肺がんで声しゃがれる | 病気の歩き方・癌編

肺がんで声しゃがれる

肺がんで声しゃがれる

 肺がんと診断されて治療を受けていますが、声がしゃがれてしまいました。がんで声帯の神経がつぶれたので治らないと医師に言われましたが、本当に治療法はないのでしょうか。(三重・61歳女性)

声帯のリハビリ有効

 人の声帯は呼吸時には開いていますが、声を発する時は、両側の声帯が動いてきて中央で閉じます。ところが、声帯にまひが起こると、まひした側の声帯が中央まで来ないので、いつまでもすき間が生じ、声がかすれてしまいます。

 声帯を動かしている神経は、脳から出ているのですが、いったん胸の奥まで行って、わざわざ反転してのどまで戻ってきます。そのため、反回神経と呼ばれます。

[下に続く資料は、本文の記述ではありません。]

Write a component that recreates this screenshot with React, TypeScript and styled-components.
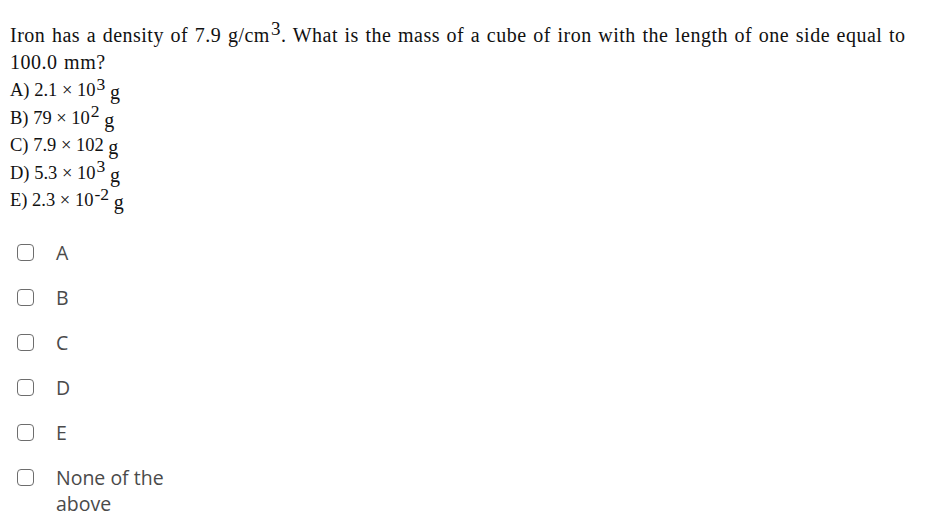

 戻ってくる時に心臓を経由して食道や気管の間を通り抜け、甲状腺の下をもぐってやっと声帯にたどり着きます。そのため食道がん、気管支・肺がん、甲状腺がんなどでその働きが失われてしまう場合があります。

 声がしゃがれたというご質問者の場合は、肺がんによる反回神経まひで片側の声帯が閉じなくなったものと思われます。神経の機能を元に戻すことはできませんが、リハビリが有効です。病気で侵された声帯の分まで、反対側の健康な声帯が働くように訓練するのです。これは、担当医の指導のもと、国家資格を持つ言語聴覚士によって行われます。

 それでも効果がなかったり、早期の回復を望まれる場合は、音声の回復手術が行われます。手術では、閉じなくなった声帯に自分の脂肪などを入れて膨らませ、すき間をなくしたり、外から声帯を押して中央に固定する方法がとられます。

 せき込んだり、むせることがあるのであれば、声の病気の治療(音声外科)を専門とする耳鼻咽喉科をなるべく早く受診されることをお勧めいたします。